Pave the World, like most spot-on commentaries on the everyday unraveling of social morality (based on the motivation of greed and fatter stacks), wails like an uneasy siren of truth. The Blue Meanies were not a band to be taken lightly, and their wisdom will continue to paint the horizons of willing truth seekers generations to come.
Seal of Quality, One Discovers
When one witnesses this 1992 seal of quality from the 1992 KMFDM album, Money, one knows one is witnessing one’s best possible selection one can possibly make. One need not continue looking once one discovers ol’ Moonface logo guy, here. One looks, one sees, and one gets that deep down warm and industrial fuzzy feeling one tends to get, when one knows, and respects, that Wax Trax! Records sound.
There can be only one, and this is it.
$12 = 12 78s
I’ve rarely, if ever, searched for 78s at record shops. Up until a few weeks ago, 78s had been the illusive blind spot in my collection’s rearview mirror. Finding the occasional (Lawrence Welk) 78 at the corner thrift shop, I got a hunch and stopped by the local b&m to see if this rickety ol’ obsolete format was still being bartered enough to possess a specific nook on the floor. After scouring the relatively small shop, I asked the cashier (read: fellow record nut) if they had a section for 78s. They did, and they were neatly tucked away in the back of the $1 bin area, a section they call “the attic.” 10 minutes later, I unearthed this 1957 copy of Chicago Blues great, Muddy Waters. Along with a few Glenn Millers, a few Les Browns, a few Woody Hermans, and a Frank Sinatra, I walked out of my local brick & mortar with 12 78s, equalling 12, happily spent dollars I’d kept tucked inside my wallet. Moral of the story… formats may be lost, but they’re never forgotten.
Chicks & Speed: Carmen
Victorious, self-promoted back-patting often follows a discovery of unrelated mediums. My fandom of all things Wax Trax!, (X-Ministry member) Paul Barker, and kickass covers first drove me, at nauseating high speeds, to the Lead into Gold (aka Paul Parker) three-track EP, Chicks & Speed: Futurism. Thinking little-to-nothing of the embossed “chick with speed” cover upon its immediate acquisition, set up a cloud parting, heaven’s light-shining, all-aware, and never forgotten moment of connection and instant recognizable correlation some several (possibly three) years later.

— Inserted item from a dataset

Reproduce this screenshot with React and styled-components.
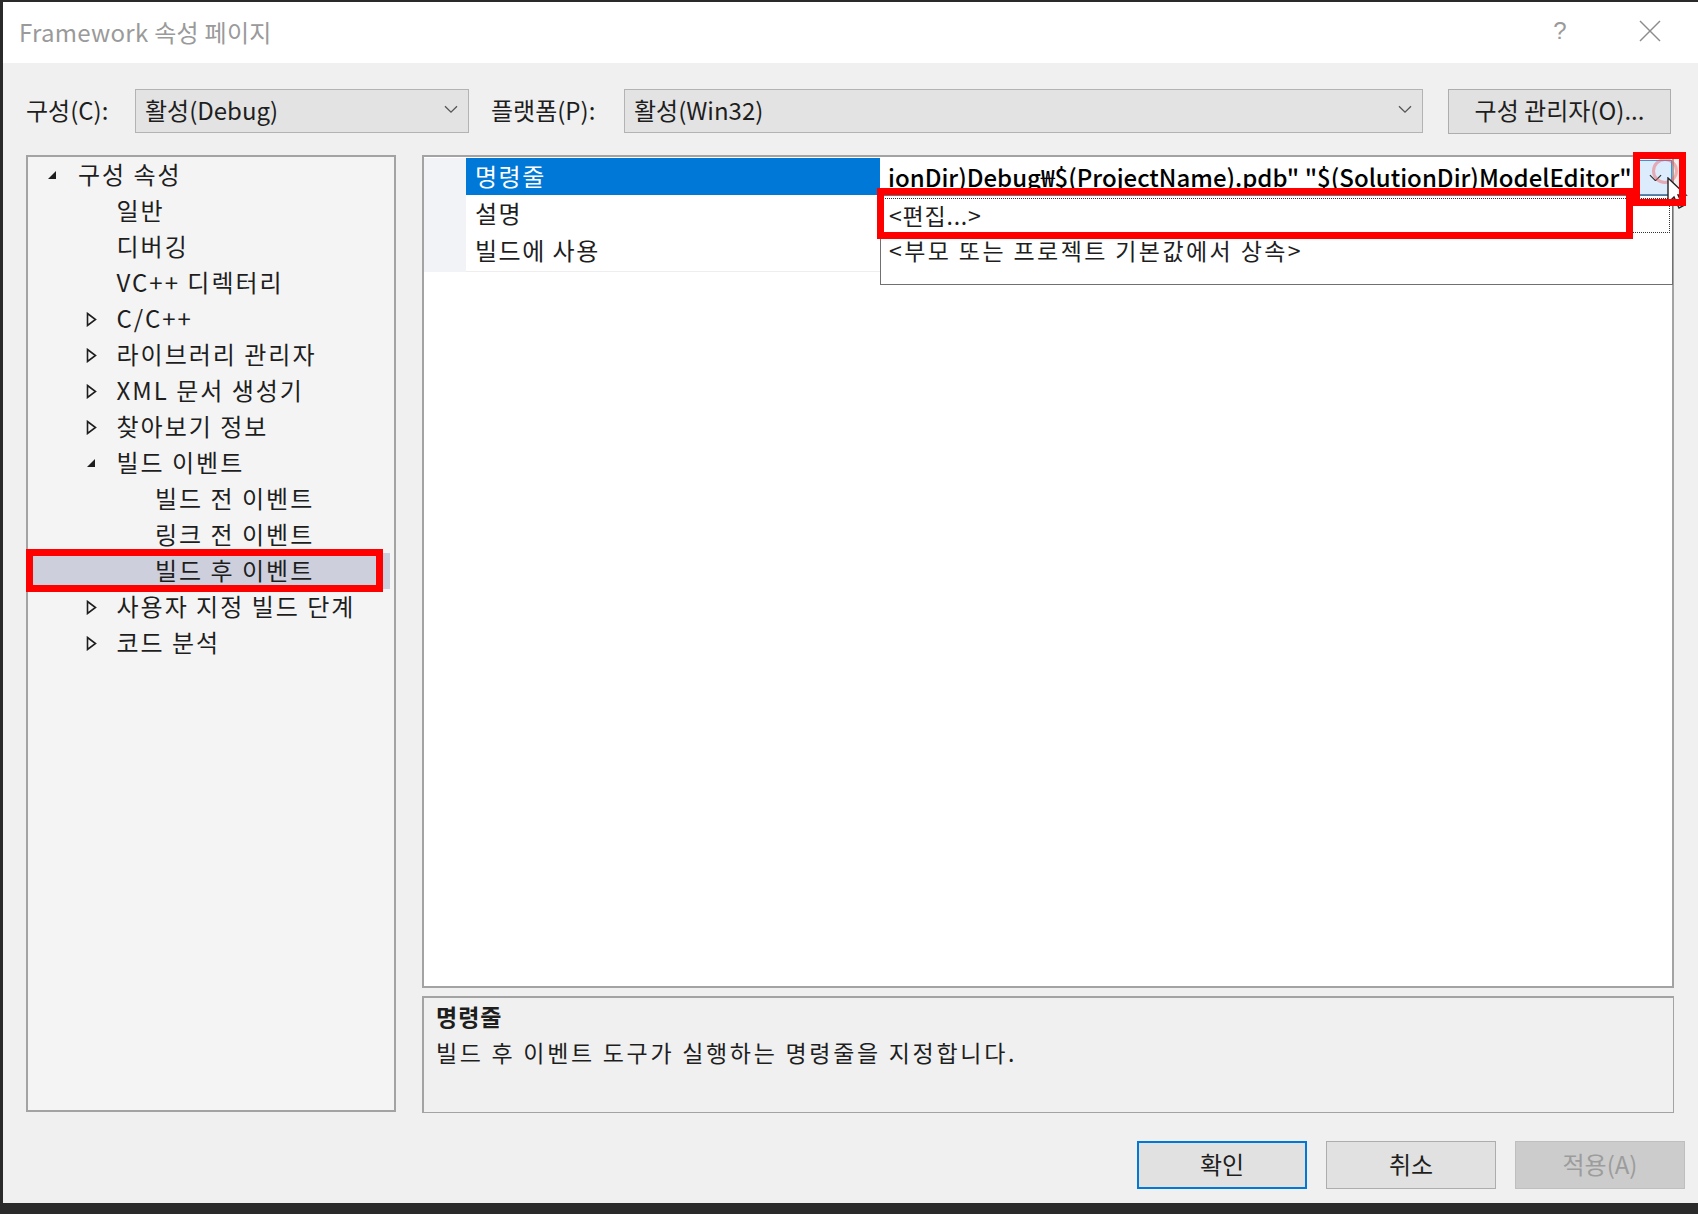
import styled, { createGlobalStyle } from "styled-components";

const GlobalStyle = createGlobalStyle`
  html, body {
    margin: 0;
    padding: 0;
    background: #2a2a2a;
  }
  body {
    font-family: "Noto Sans CJK KR", "Noto Sans", sans-serif;
  }
`;

const tree = [
  { label: "구성 속성", level: 0, twisty: "open" },
  { label: "일반", level: 1 },
  { label: "디버깅", level: 1 },
  { label: "VC++ 디렉터리", level: 1 },
  { label: "C/C++", level: 1, twisty: "closed" },
  { label: "라이브러리 관리자", level: 1, twisty: "closed" },
  { label: "XML 문서 생성기", level: 1, twisty: "closed" },
  { label: "찾아보기 정보", level: 1, twisty: "closed" },
  { label: "빌드 이벤트", level: 1, twisty: "open" },
  { label: "빌드 전 이벤트", level: 2 },
  { label: "링크 전 이벤트", level: 2 },
  { label: "빌드 후 이벤트", level: 2, selected: true },
  { label: "사용자 지정 빌드 단계", level: 1, twisty: "closed" },
  { label: "코드 분석", level: 1, twisty: "closed" },
];

function Chevron({ size = 14, color = "#555" }) {
  return (
    <svg width={size} height={size * 0.6} viewBox="0 0 14 8">
      <polyline points="1,1 7,7 13,1" fill="none" stroke={color} strokeWidth="1.3" />
    </svg>
  );
}

function Twisty({ kind }) {
  if (kind === "open") {
    return (
      <svg width="10" height="10" viewBox="0 0 10 10">
        <polygon points="9,1 9,9 1,9" fill="#1e1e1e" />
      </svg>
    );
  }
  if (kind === "closed") {
    return (
      <svg width="11" height="15" viewBox="0 0 11 15">
        <polygon points="1.5,1.5 9.5,7.5 1.5,13.5" fill="none" stroke="#1e1e1e" strokeWidth="1.6" />
      </svg>
    );
  }
  return null;
}

export default function App() {
  return (
    <>
      <GlobalStyle />
      <Screen>
        <Dialog>
          <TitleBar>
            <Title>Framework 속성 페이지</Title>
            <TitleButtons>
              <HelpMark>?</HelpMark>
              <svg width="22" height="22" viewBox="0 0 22 22">
                <line x1="1" y1="1" x2="21" y2="21" stroke="#8c8c8c" strokeWidth="1.4" />
                <line x1="21" y1="1" x2="1" y2="21" stroke="#8c8c8c" strokeWidth="1.4" />
              </svg>
            </TitleButtons>
          </TitleBar>

          <Toolbar>
            <Label $w={109}>구성(C):</Label>
            <Combo $w={334}>
              <span>활성(Debug)</span>
              <Chevron />
            </Combo>
            <Label $w={133} $ml={22}>플랫폼(P):</Label>
            <Combo $w={799}>
              <span>활성(Win32)</span>
              <Chevron />
            </Combo>
            <ToolButton>구성 관리자(O)...</ToolButton>
          </Toolbar>

          <Main>
            <Tree>
              {tree.map((item) => (
                <TreeRow key={item.label} $level={item.level} $selected={item.selected}>
                  <TwistyBox>
                    <Twisty kind={item.twisty} />
                  </TwistyBox>
                  <TreeLabel>{item.label}</TreeLabel>
                  {item.selected && <RedMark $top={-4} $left={-6} $w={357} $h={43} />}
                </TreeRow>
              ))}
            </Tree>

            <RightColumn>
              <Grid>
                <PropRow>
                  <Gutter />
                  <NameCell $selected>명령줄</NameCell>
                  <ValueCell>
                    <ValueText>ionDir)Debug₩$(ProjectName).pdb" "$(SolutionDir)ModelEditor"</ValueText>
                    <DropButton>
                      <Chevron size={13} color="#333" />
                    </DropButton>
                  </ValueCell>
                </PropRow>
                <PropRow>
                  <Gutter />
                  <NameCell>설명</NameCell>
                  <ValueCell />
                </PropRow>
                <PropRow>
                  <Gutter />
                  <NameCell>빌드에 사용</NameCell>
                  <ValueCell />
                </PropRow>

                <DropList>
                  <DropItem $focus $spacing={0.8}>&lt;편집...&gt;</DropItem>
                  <DropItem $spacing={2.4}>&lt;부모 또는 프로젝트 기본값에서 상속&gt;</DropItem>
                </DropList>
                <ClickRing />
                <Cursor width="22" height="34" viewBox="0 0 22 34">
                  <path d="M1,1 L1,26 L7,20 L12,31 L16,29 L11,18 L19,18 Z" fill="#fff" stroke="#222" strokeWidth="1.4" />
                </Cursor>
                <RedMark $top={31} $left={453} $w={756} $h={51} />
                <RedMark $top={-5} $left={1209} $w={53} $h={54} />
              </Grid>

              <Description>
                <DescTitle>명령줄</DescTitle>
                <DescText>빌드 후 이벤트 도구가 실행하는 명령줄을 지정합니다.</DescText>
              </Description>
            </RightColumn>
          </Main>

          <Footer>
            <DialogButton $primary>확인</DialogButton>
            <DialogButton>취소</DialogButton>
            <DialogButton $disabled>적용(A)</DialogButton>
          </Footer>
        </Dialog>
      </Screen>
    </>
  );
}

const Screen = styled.div`
  width: 1698px;
  height: 1214px;
  overflow: hidden;
  background: #2a2a2a;
  padding: 2px 0 0 3px;
  box-sizing: border-box;
`;

const Dialog = styled.div`
  width: 1695px;
  height: 1201px;
  background: #f0f0f0;
  display: flex;
  flex-direction: column;
  color: #1e1e1e;
  font-family: "Noto Sans CJK KR", "Noto Sans", sans-serif;
`;

const TitleBar = styled.div`
  height: 61px;
  flex-shrink: 0;
  background: #ffffff;
  display: flex;
  align-items: center;
  padding: 0 37px 3px 16px;
  box-sizing: border-box;
`;

const Title = styled.div`
  font-size: 24px;
  color: #9a9a9a;
  letter-spacing: 0.3px;
`;

const TitleButtons = styled.div`
  margin-left: auto;
  display: flex;
  align-items: center;
`;

const HelpMark = styled.span`
  width: 40px;
  text-align: center;
  margin-right: 59px;
  font-size: 24px;
  color: #9a9a9a;
  font-family: "Liberation Sans", sans-serif;
`;

const Toolbar = styled.div`
  display: flex;
  align-items: center;
  height: 44px;
  margin-top: 26px;
  padding-left: 23px;
  font-size: 24px;
  line-height: 1;
`;

const Label = styled.div`
  width: ${(p) => p.$w}px;
  margin-left: ${(p) => p.$ml || 0}px;
  padding-bottom: 3px;
  white-space: nowrap;
`;

const Combo = styled.div`
  width: ${(p) => p.$w}px;
  height: 44px;
  box-sizing: border-box;
  border: 1px solid #b3b3b3;
  background: #e3e3e3;
  display: flex;
  align-items: center;
  justify-content: space-between;
  padding: 0 10px 3px 9px;
`;

const ToolButton = styled.div`
  width: 223px;
  height: 45px;
  margin-left: 25px;
  box-sizing: border-box;
  border: 1px solid #adadad;
  background: #e1e1e1;
  display: flex;
  align-items: center;
  justify-content: center;
  padding-bottom: 3px;
`;

const Main = styled.div`
  display: flex;
  gap: 26px;
  margin-top: 22px;
  padding-left: 23px;
  height: 958px;
`;

const Tree = styled.div`
  width: 370px;
  height: 957px;
  box-sizing: border-box;
  border: 2px solid #a3a3a3;
  background: #f4f4f4;
  font-size: 24px;
`;

const TreeRow = styled.div`
  position: relative;
  height: 36px;
  box-sizing: border-box;
  display: flex;
  align-items: center;
  margin: 0 4px;
  padding-left: ${(p) => 12 + p.$level * 38.5}px;
  padding-bottom: 4px;
  background: ${(p) => (p.$selected ? "#cdd0dc" : "transparent")};
  white-space: nowrap;
`;

const TreeLabel = styled.span`
  letter-spacing: 2px;
`;

const TwistyBox = styled.div`
  width: 34px;
  display: flex;
  align-items: center;
  padding-left: 3px;
  padding-top: 4px;
  box-sizing: border-box;
`;

const RedMark = styled.div`
  position: absolute;
  top: ${(p) => p.$top}px;
  left: ${(p) => p.$left}px;
  width: ${(p) => p.$w}px;
  height: ${(p) => p.$h}px;
  box-sizing: border-box;
  border: 7px solid #ff0000;
  pointer-events: none;
`;

const RightColumn = styled.div`
  width: 1252px;
  display: flex;
  flex-direction: column;
  gap: 8px;
`;

const Grid = styled.div`
  position: relative;
  height: 833px;
  box-sizing: border-box;
  border: 2px solid #a3a3a3;
  background: #ffffff;
  padding-top: 1px;
  font-size: 24px;
`;

const PropRow = styled.div`
  display: grid;
  grid-template-columns: 42px 414px 1fr;
  height: 37px;
`;

const Gutter = styled.div`
  background: #f1f3f6;
`;

const NameCell = styled.div`
  display: flex;
  align-items: center;
  padding: 0 0 4px 9px;
  letter-spacing: 1.5px;
  background: ${(p) => (p.$selected ? "#0078d7" : "#ffffff")};
  color: ${(p) => (p.$selected ? "#ffffff" : "#1e1e1e")};
  border-bottom: 1px solid ${(p) => (p.$selected ? "#ffffff" : "#eeeeee")};
`;

const ValueCell = styled.div`
  display: flex;
  align-items: center;
  min-width: 0;
  padding-left: 8px;
  border-bottom: 1px solid #eeeeee;
`;

const ValueText = styled.div`
  flex: 1;
  min-width: 0;
  overflow: hidden;
  white-space: nowrap;
  color: #000000;
  font-weight: 500;
  padding-bottom: 3px;
`;

const DropButton = styled.div`
  width: 34px;
  height: 35px;
  box-sizing: border-box;
  border: 1px solid #3c8fd9;
  background: #dcecfc;
  display: flex;
  align-items: center;
  justify-content: center;
  flex-shrink: 0;
`;

const DropList = styled.div`
  position: absolute;
  left: 456px;
  top: 38px;
  width: 793px;
  height: 90px;
  box-sizing: border-box;
  border: 1px solid #707070;
  background: #ffffff;
  padding: 2px 2px 0 1px;
  font-size: 23px;
`;

const DropItem = styled.div`
  height: 35px;
  box-sizing: border-box;
  display: flex;
  align-items: center;
  padding: 0 0 2px 6px;
  letter-spacing: ${(p) => p.$spacing}px;
  border: 1px dotted ${(p) => (p.$focus ? "#333333" : "transparent")};
  white-space: nowrap;
`;

const ClickRing = styled.div`
  position: absolute;
  left: 1228px;
  top: 1px;
  width: 26px;
  height: 26px;
  border-radius: 50%;
  border: 3px solid rgba(240, 90, 90, 0.45);
  box-sizing: border-box;
`;

const Cursor = styled.svg`
  position: absolute;
  left: 1243px;
  top: 20px;
`;

const Description = styled.div`
  height: 117px;
  box-sizing: border-box;
  border: 1px solid #a3a3a3;
  border-top-width: 2px;
  border-left-width: 2px;
  background: #f0f0f0;
  padding: 0 12px;
  font-size: 23px;
  line-height: 36px;
`;

const DescTitle = styled.div`
  font-weight: 700;
  letter-spacing: 1px;
`;

const DescText = styled.div`
  letter-spacing: 2.7px;
`;

const Footer = styled.div`
  display: flex;
  justify-content: flex-end;
  gap: 19px;
  margin-top: 28px;
  padding-right: 13px;
`;

const DialogButton = styled.div`
  width: 170px;
  height: 48px;
  box-sizing: border-box;
  display: flex;
  align-items: center;
  justify-content: center;
  padding-bottom: 3px;
  font-size: 24px;
  background: ${(p) => (p.$disabled ? "#cccccc" : "#e1e1e1")};
  color: ${(p) => (p.$disabled ? "#9c9c9c" : "#1e1e1e")};
  border: ${(p) =>
    p.$primary ? "2px solid #0078d7" : p.$disabled ? "1px solid #bfbfbf" : "1px solid #adadad"};
`;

I’d heard Georges Bizet’s legendary opera, Carmen, several times prior, although I couldn’t necessarily pinpoint when and where, but this ear-ingesting fact is unimportant. What’s profoundly relevant is the striking similarity, i.e. blatant ripping off (homage?) of the 1955 Columbia Records (CL 735) discharge by André Kostelanetz and His Orchestra to the 1990 Wax Trax! Records release. Nowhere during the opera’s IV acts does the swelling drama invoke even a hint of the Chicago based American industrial offered by Lead into Gold, and nowhere throughout the 19 minutes of Chick & Speed: Futurism is a hint of Carmen revealed.
The struggles to continue the lifelong search of the ever-illusive relation between these two albums marches on, and perhaps always will, but the journey’s soundtrack, as well as its alluring cover art, certainly is provocative.